§ **WHAT YOU HAVE TO DO**
Would you extract the whole listing below and retype it exactly?

§ **MATERIAL**
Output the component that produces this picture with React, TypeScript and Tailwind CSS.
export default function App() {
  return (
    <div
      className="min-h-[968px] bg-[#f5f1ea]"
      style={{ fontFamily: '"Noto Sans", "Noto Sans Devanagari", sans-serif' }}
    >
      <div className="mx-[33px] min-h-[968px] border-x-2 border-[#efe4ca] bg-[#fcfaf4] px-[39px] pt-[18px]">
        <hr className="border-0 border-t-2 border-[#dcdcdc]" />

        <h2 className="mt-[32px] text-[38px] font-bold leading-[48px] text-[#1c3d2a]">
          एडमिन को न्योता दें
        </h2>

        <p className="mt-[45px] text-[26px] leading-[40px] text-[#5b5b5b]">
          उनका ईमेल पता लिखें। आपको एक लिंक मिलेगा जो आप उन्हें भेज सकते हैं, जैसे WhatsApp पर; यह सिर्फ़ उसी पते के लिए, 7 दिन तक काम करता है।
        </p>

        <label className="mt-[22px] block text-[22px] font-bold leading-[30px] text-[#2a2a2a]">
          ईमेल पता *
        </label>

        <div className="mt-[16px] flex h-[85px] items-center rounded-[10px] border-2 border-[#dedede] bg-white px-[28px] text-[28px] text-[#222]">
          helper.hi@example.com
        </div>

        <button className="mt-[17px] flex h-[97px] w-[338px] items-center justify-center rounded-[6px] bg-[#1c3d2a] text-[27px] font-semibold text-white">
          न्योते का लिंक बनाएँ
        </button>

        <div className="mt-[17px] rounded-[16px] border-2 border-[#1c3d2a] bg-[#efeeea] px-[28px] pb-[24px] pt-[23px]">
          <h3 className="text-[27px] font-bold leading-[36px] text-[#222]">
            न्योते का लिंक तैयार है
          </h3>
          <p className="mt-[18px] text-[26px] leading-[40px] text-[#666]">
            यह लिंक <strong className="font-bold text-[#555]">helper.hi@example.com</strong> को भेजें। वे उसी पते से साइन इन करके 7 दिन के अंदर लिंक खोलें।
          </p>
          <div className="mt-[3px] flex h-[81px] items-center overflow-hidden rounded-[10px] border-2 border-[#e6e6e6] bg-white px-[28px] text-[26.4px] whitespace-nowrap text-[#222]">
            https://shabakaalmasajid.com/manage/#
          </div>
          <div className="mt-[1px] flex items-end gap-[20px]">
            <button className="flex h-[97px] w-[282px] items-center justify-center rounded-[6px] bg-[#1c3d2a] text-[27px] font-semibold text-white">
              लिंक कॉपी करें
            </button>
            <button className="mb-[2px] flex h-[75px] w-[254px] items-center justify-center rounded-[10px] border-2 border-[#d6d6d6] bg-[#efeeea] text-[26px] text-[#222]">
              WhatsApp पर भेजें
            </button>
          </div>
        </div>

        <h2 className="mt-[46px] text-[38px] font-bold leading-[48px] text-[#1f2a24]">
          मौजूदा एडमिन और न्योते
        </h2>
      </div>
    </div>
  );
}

§ **SOLUTION TO THE EXERCISE**
Output the component that produces this picture with React, TypeScript and Tailwind CSS.
export default function App() {
  return (
    <div
      className="min-h-[968px] bg-[#f5f1ea]"
      style={{ fontFamily: '"Noto Sans", "Noto Sans Devanagari", sans-serif' }}
    >
      <div className="mx-[33px] min-h-[968px] border-x-2 border-[#efe4ca] bg-[#fcfaf4] px-[39px] pt-[18px]">
        <hr className="border-0 border-t-2 border-[#dcdcdc]" />

        <h2 className="mt-[32px] text-[38px] font-bold leading-[48px] text-[#1c3d2a]">
          एडमिन को न्योता दें
        </h2>

        <p className="mt-[45px] text-[26px] leading-[40px] text-[#5b5b5b]">
          उनका ईमेल पता लिखें। आपको एक लिंक मिलेगा जो आप उन्हें भेज सकते हैं, जैसे WhatsApp पर; यह सिर्फ़ उसी पते के लिए, 7 दिन तक काम करता है।
        </p>

        <label className="mt-[22px] block text-[22px] font-bold leading-[30px] text-[#2a2a2a]">
          ईमेल पता *
        </label>

        <div className="mt-[16px] flex h-[85px] items-center rounded-[10px] border-2 border-[#dedede] bg-white px-[28px] text-[28px] text-[#222]">
          helper.hi@example.com
        </div>

        <button className="mt-[17px] flex h-[97px] w-[338px] items-center justify-center rounded-[6px] bg-[#1c3d2a] text-[27px] font-semibold text-white">
          न्योते का लिंक बनाएँ
        </button>

        <div className="mt-[17px] rounded-[16px] border-2 border-[#1c3d2a] bg-[#efeeea] px-[28px] pb-[24px] pt-[23px]">
          <h3 className="text-[27px] font-bold leading-[36px] text-[#222]">
            न्योते का लिंक तैयार है
          </h3>
          <p className="mt-[18px] text-[26px] leading-[40px] text-[#666]">
            यह लिंक <strong className="font-bold text-[#555]">helper.hi@example.com</strong> को भेजें। वे उसी पते से साइन इन करके 7 दिन के अंदर लिंक खोलें।
          </p>
          <div className="mt-[3px] flex h-[81px] items-center overflow-hidden rounded-[10px] border-2 border-[#e6e6e6] bg-white px-[28px] text-[26.4px] whitespace-nowrap text-[#222]">
            https://shabakaalmasajid.com/manage/#
          </div>
          <div className="mt-[1px] flex items-end gap-[20px]">
            <button className="flex h-[97px] w-[282px] items-center justify-center rounded-[6px] bg-[#1c3d2a] text-[27px] font-semibold text-white">
              लिंक कॉपी करें
            </button>
            <button className="mb-[2px] flex h-[75px] w-[254px] items-center justify-center rounded-[10px] border-2 border-[#d6d6d6] bg-[#efeeea] text-[26px] text-[#222]">
              WhatsApp पर भेजें
            </button>
          </div>
        </div>

        <h2 className="mt-[46px] text-[38px] font-bold leading-[48px] text-[#1f2a24]">
          मौजूदा एडमिन और न्योते
        </h2>
      </div>
    </div>
  );
}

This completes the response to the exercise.